Giant platelets These are large platelets about the size of a normal RBC or more which are caused by hyperactivity of megakaryocytes. Any stimulus which causes increased demand of platelets stimulates the bone marrow to produce platelets at an increased rate. As a result, younger and larger platelets are thrown into circulation. They are seen in inherited conditions like Bernard Soulier syndrome, May-Haggelin anomaly or Wiskott Aldrich syndrome and acquired states like myeloproliferative disorders, idiopathic thrombocytopenic purpura, etc.

Abnormalities of Platelets

It describes platelets encircling a neutrophil. It occurs when a patient has a serum factor that reacts to the anticoagulant EDTA.

Clumping

It is an in vitro artifact which is seen in some cases and results in false low counts (spurious or pseudo-thrombocytopenia) on automated cell counters. Large clumps of platelets are seen on the smear towards the tail end and towards the edges of the smears.
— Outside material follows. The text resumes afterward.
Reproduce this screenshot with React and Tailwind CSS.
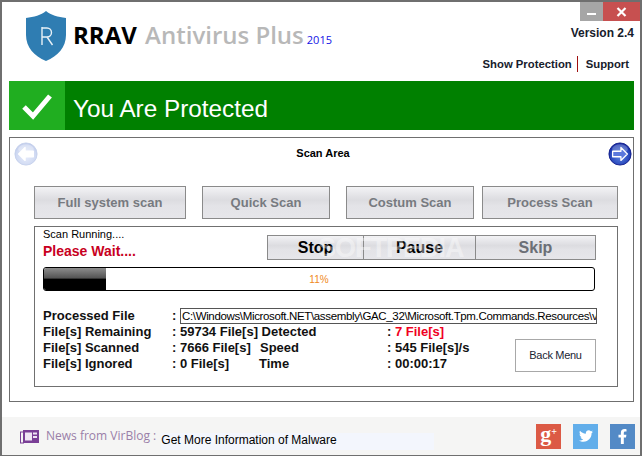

Thus all cases of thrombocytopenia reported by automatic counters need to be cross-checked and confirmed by peripheral blood smear examination.

A thorough examination and proper interpretation of a good quality smear in the light of proper clinical context should be done by the hemato-pathologist. Clinicians should be aware of the clinical utility and proper application of the reports for the appropriate management of patients.

Despite the major advances in genetic and molecular techniques in the diagnosis of blood disorders, the examination of blood smear morphology remains a basic, valuable and indispensable tool in hematology.